Chanaka Amaratunga - A Sri Lankan liberal leader who had no followers

By Basil Fernando

(February 25, Hong Kong, Sri Lnaka Guardian) These days who would not want to think of liberalism? In a country where the idea of tolerance and individual freedom is totally lost, the idea of limited government isreplaced with the absolute power of a single man known as the executive president who is above the law and even the constitution. Where the notion of government depending on the consent of the people is replaced with the forcing of governments on people without elections that can be called free and fair, the opposition politics and the rights of citizens to overthrow a government that see their claim to their rights as nothing less than treachery, naturally anyone would want to dream of liberalism.

True, there is no liberal to be found anywhere in the country. No one even makes the claim of being a liberal anymore. Even those who made some noise at one time saying that the Sri Lankan constitution lacks checks and balances, that it has only the worst aspects of the French and the American constitutional models without having any of the better aspects of these traditions, that the executive presidential system of Sri Lanka was the creation of a political maniac who only wanted power for his own sake, that liberal democracy was not possible without the abolition of the system of governance introduced through the 1978 constitution, that the greatest crimes of the first executive president was the undermining of the independence of the judiciary and the brutal attacks on the freedom of expression are today happy with all those things that they once condemned.

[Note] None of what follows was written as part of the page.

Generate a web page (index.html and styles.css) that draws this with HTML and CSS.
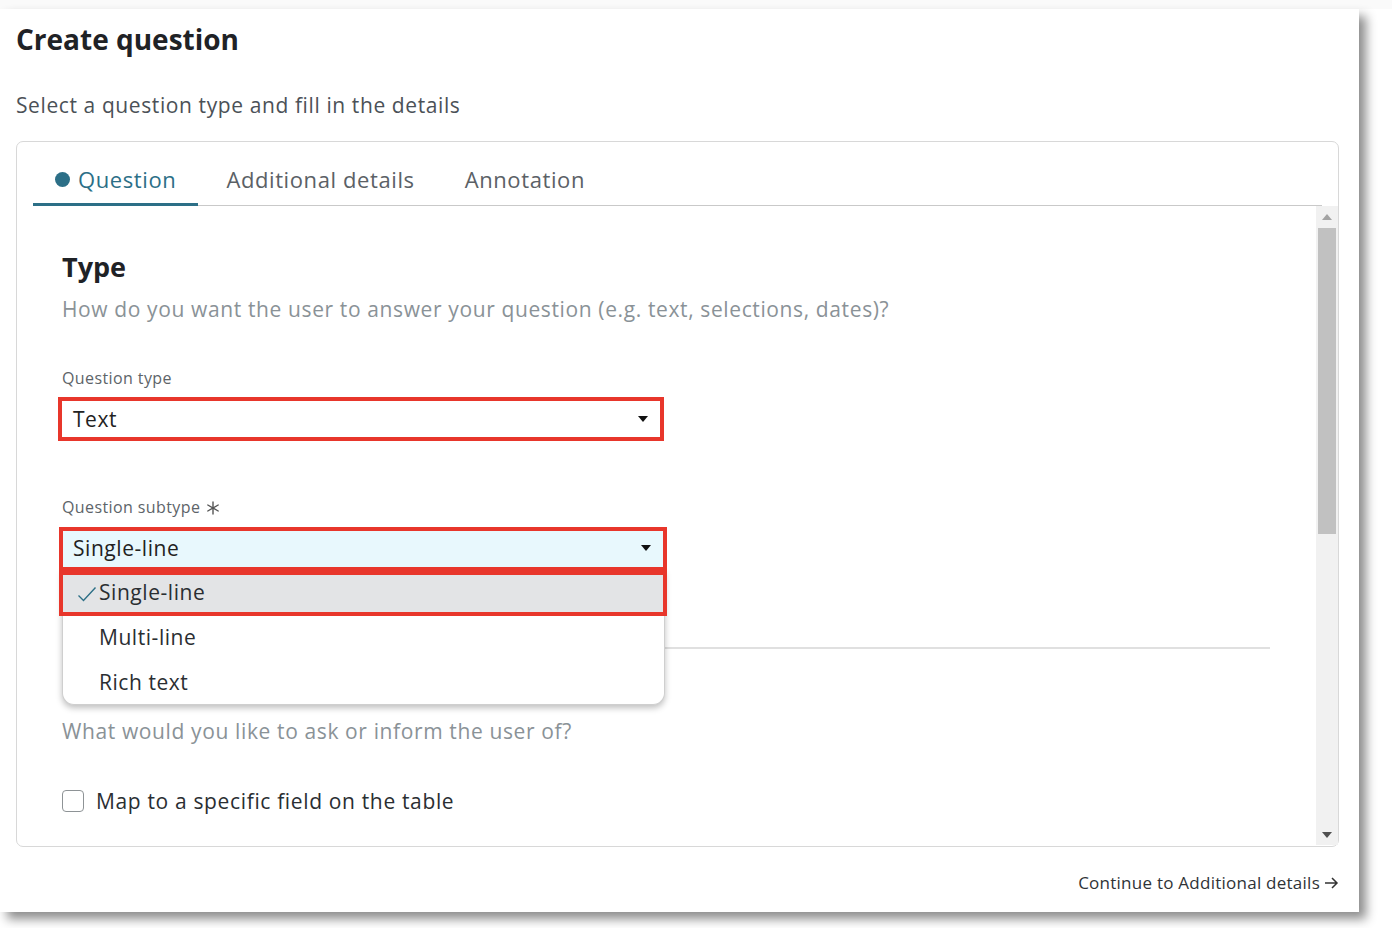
FILE: index.html
```html
<!DOCTYPE html>
<html lang="en">
<head>
<meta charset="utf-8">
<title>Create question</title>
<link rel="stylesheet" href="styles.css">
</head>
<body>
<div class="topstrip"></div>
<div class="panel">
  <h1 class="title">Create question</h1>
  <p class="subtitle">Select a question type and fill in the details</p>

  <div class="card">
    <div class="tabs">
      <div class="tab active"><span class="dot"></span>Question</div>
      <div class="tab">Additional details</div>
      <div class="tab">Annotation</div>
    </div>
    <div class="scrollarea">
      <div class="content">
        <h2 class="section-title">Type</h2>
        <p class="section-desc">How do you want the user to answer your question (e.g. text, selections, dates)?</p>

        <div class="field first">
          <div class="label">Question type</div>
          <div class="select hl">
            <span>Text</span>
            <svg class="caret" width="10" height="6" viewBox="0 0 10 6"><path d="M0 0h10L5 6z" fill="#111"/></svg>
          </div>
        </div>

        <div class="field second">
          <div class="label">Question subtype
            <svg class="req" width="14" height="14" viewBox="0 0 14 14"><g stroke="#555" stroke-width="1.4" stroke-linecap="round"><path d="M7 1v12"/><path d="M1.8 4l10.4 6"/><path d="M1.8 10l10.4-6"/></g></svg>
          </div>
          <div class="subwrap">
            <div class="select open hl">
              <span>Single-line</span>
              <svg class="caret" width="10" height="6" viewBox="0 0 10 6"><path d="M0 0h10L5 6z" fill="#111"/></svg>
            </div>
            <div class="menu">
              <div class="opt selected hl">
                <svg class="check" width="20" height="16" viewBox="0 0 20 16"><path d="M1.5 9.5l5 5L18.5 1.5" fill="none" stroke="#2d6f86" stroke-width="1.4"/></svg>
                Single-line
              </div>
              <div class="opt">Multi-line</div>
              <div class="opt">Rich text</div>
            </div>
          </div>
        </div>

        <hr class="divider">

        <p class="section-desc ask">What would you like to ask or inform the user of?</p>

        <label class="check-row">
          <span class="box"></span>
          <span>Map to a specific field on the table</span>
        </label>
      </div>
      <div class="scrollbar">
        <div class="arrow up"></div>
        <div class="thumb"></div>
        <div class="track-rest"></div>
        <div class="arrow down"></div>
      </div>
    </div>
  </div>

  <div class="footer">
    <a class="continue">Continue to Additional details
      <svg width="15" height="12" viewBox="0 0 15 12"><path d="M1 6h12M8 1l5 5-5 5" fill="none" stroke="#333" stroke-width="1.5"/></svg>
    </a>
  </div>
</div>
</body>
</html>
```

FILE: styles.css
```css
* { box-sizing: border-box; }
html, body { margin: 0; padding: 0; }
body {
  background: #ffffff;
  font-family: "Open Sans", "Noto Sans", sans-serif;
  color: #2b2f33;
  width: 1392px;
  height: 928px;
  overflow: hidden;
}
.topstrip { height: 9px; background: #fafafa; }
.panel {
  width: 1359px;
  height: 903px;
  background: #fff;
  box-shadow: 7px 7px 10px rgba(0,0,0,0.45);
  padding: 11px 20px 0 16px;
  display: flex;
  flex-direction: column;
}
.title {
  margin: 0;
  font-size: 28px;
  line-height: 38px;
  font-weight: 700;
  color: #1f2226;
}
.subtitle {
  margin: 32px 0 0 0;
  font-size: 21px;
  line-height: 30px;
  letter-spacing: 0.6px;
  color: #4b5157;
}
.card {
  margin-top: 21px;
  border: 1px solid #d8d8d8;
  border-radius: 7px;
  height: 706px;
  display: flex;
  flex-direction: column;
}
.tabs {
  margin: 0 16px;
  padding-top: 22px;
  display: flex;
  gap: 6px;
  border-bottom: 1px solid #c9c9c9;
}
.tab {
  padding: 0 22px 9px 22px;
  font-size: 22px;
  line-height: 30px;
  letter-spacing: 0.6px;
  color: #5b6166;
  border-bottom: 3px solid transparent;
  margin-bottom: -1px;
  display: flex;
  align-items: center;
}
.tab.active {
  color: #2c6f87;
  border-bottom-color: #2c6f87;
}
.dot {
  width: 15px; height: 15px;
  border-radius: 50%;
  background: #2c6f87;
  margin-right: 8px;
}
.scrollarea {
  flex: 1;
  display: flex;
  min-height: 0;
}
.content {
  flex: 1;
  padding: 44px 0 0 45px;
  overflow: hidden;
}
.section-title {
  margin: 0;
  font-size: 27px;
  line-height: 34px;
  font-weight: 700;
  color: #1f2226;
}
.section-desc {
  margin: 10px 0 0 0;
  font-size: 21px;
  line-height: 30px;
  letter-spacing: 0.62px;
  color: #8a9297;
}
.field.first { margin-top: 43px; }
.field.second { margin-top: 59px; }
.label {
  font-size: 16px;
  line-height: 22px;
  letter-spacing: 0.4px;
  color: #5d6469;
  display: flex;
  align-items: center;
  gap: 6px;
}
.req { margin-top: 1px; }
.select {
  margin-top: 12px;
  height: 36px;
  width: 598px;
  display: flex;
  align-items: center;
  justify-content: space-between;
  padding: 0 12px 0 11px;
  font-size: 21px;
  letter-spacing: 0.55px;
  color: #222;
  background: #fff;
}
.hl { outline: 4px solid #e8362b; }
.subwrap { position: relative; margin-top: 13px; width: 600px; }
.select.open {
  margin-top: 0;
  width: 600px;
  margin-left: 1px;
  background: #e8f8fd;
  padding-left: 10px;
  padding-bottom: 2px;
  position: relative;
  z-index: 3;
}
.menu {
  position: absolute;
  left: 0;
  top: 39px;
  width: 603px;
  height: 135px;
  background: #fff;
  border: 1px solid #cfcfcf;
  border-top: none;
  border-radius: 0 0 12px 12px;
  box-shadow: 0 3px 6px rgba(0,0,0,0.25);
  padding-top: 5px;
  z-index: 2;
}
.opt {
  position: relative;
  height: 45px;
  display: flex;
  align-items: center;
  padding-left: 36px;
  padding-bottom: 2px;
  font-size: 21px;
  letter-spacing: 0.55px;
  color: #2a2e32;
}
.opt.selected {
  height: 37px;
  margin: 0 1px 3px 0;
  background: #e3e4e6;
  padding-bottom: 3px;
}
.check { position: absolute; left: 14px; top: 11px; }
.divider {
  margin: 80px 46px 0 0;
  border: none;
  height: 2px;
  background: #e0e0e0;
}
.section-desc.ask { margin-top: 67px; }
.check-row {
  margin-top: 40px;
  display: flex;
  align-items: center;
  gap: 12px;
  font-size: 21px;
  line-height: 30px;
  letter-spacing: 0.65px;
  color: #2a2e32;
}
.box {
  width: 22px; height: 22px;
  border: 1.5px solid #8e9396;
  border-radius: 4px;
  background: #fff;
}
.scrollbar {
  width: 22px;
  background: #f1f1f1;
  display: flex;
  flex-direction: column;
  align-items: center;
  margin-bottom: 1px;
}
.arrow { width: 22px; height: 22px; position: relative; flex: none; }
.arrow.up::after, .arrow.down::after {
  content: "";
  position: absolute;
  left: 6px;
  border-left: 5px solid transparent;
  border-right: 5px solid transparent;
}
.arrow.up::after { top: 8px; border-bottom: 6px solid #a3a3a3; }
.arrow.down::after { top: 9px; border-top: 6px solid #505050; }
.thumb {
  width: 18px;
  height: 306px;
  background: #c1c1c1;
  flex: none;
}
.track-rest { flex: 1; }
.footer {
  display: flex;
  justify-content: flex-end;
  padding-top: 24px;
}
.continue {
  font-size: 17px;
  font-weight: 500;
  letter-spacing: 0.25px;
  color: #2f3337;
  display: flex;
  align-items: center;
  gap: 4px;
}
```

In such circumstances it is only natural to recall at least one man who did not betray his loyalties to the fundamentals of liberalism and who passionately wanted to introduce the liberal idea to Sri Lanka. Chanaka Amaratunga (1958 – 1996) was such a man. Something of his writings which are available, shows the refinement of his mind and his depth of understanding of those fundamentals of liberalism to which he was committed to.

He wrote,

Tolerance of diversity, the value of debate, the opportunity for choice, the integrity of individual personality, a belief in the potential improvability of persons through the acquisition of knowledge and experience and skills, an acknowledgement of the validity of individual judgments – all these are liberal ideas, and they are based upon analysis and argument about man and society and upon acceptance of fundamentals which, however unrecognized and inexplicit, are the foundations of liberalism.

Quoting John Gray with approval, he wrote: “Liberalism is: individualist, in that it asserts that moral primacy of the person against the claims of any social collectivity; egalitarian, in as much as it confers on all men the same moral status and denies the relevance to legal or political order of differences in moral worth among human beings; universalist, affirming the moral unity of the human species and according a secondary importance to specific historic associations and cultural forms; and meliorist in its affirmation of the corrigibility and improvability of all social institutions and political arrangements.”

He was so committed to the liberal idea that he thought it should be introduced more widely and to do so he even proposed the development of a manual for the purpose.

Whatever followers that Chanaka Amaratunga had are no longer speaking of the liberal idea. Some have betrayed that idea for much less than 30 pieces of silver. The shameless acceptance of little positions in the despicable governments that any liberal anywhere in the world would have little difficulty in condemning has left only a shameless memory of that great idea at the very time that most people in the country would have been attracted to it than at any time in the past.

What Chanaka Amaratunga has left by way of writing may be little but he was pointing to the great idea of liberalism and on that subject the literature is plenty. It is perhaps time that a greater interest should be created in the study of these ideas.

At the moment Chanaka Amaratunga does not have any followers, but he deserves to have many. Perhaps in these dark days some attempts must be made to understand the direction in which he was pointing.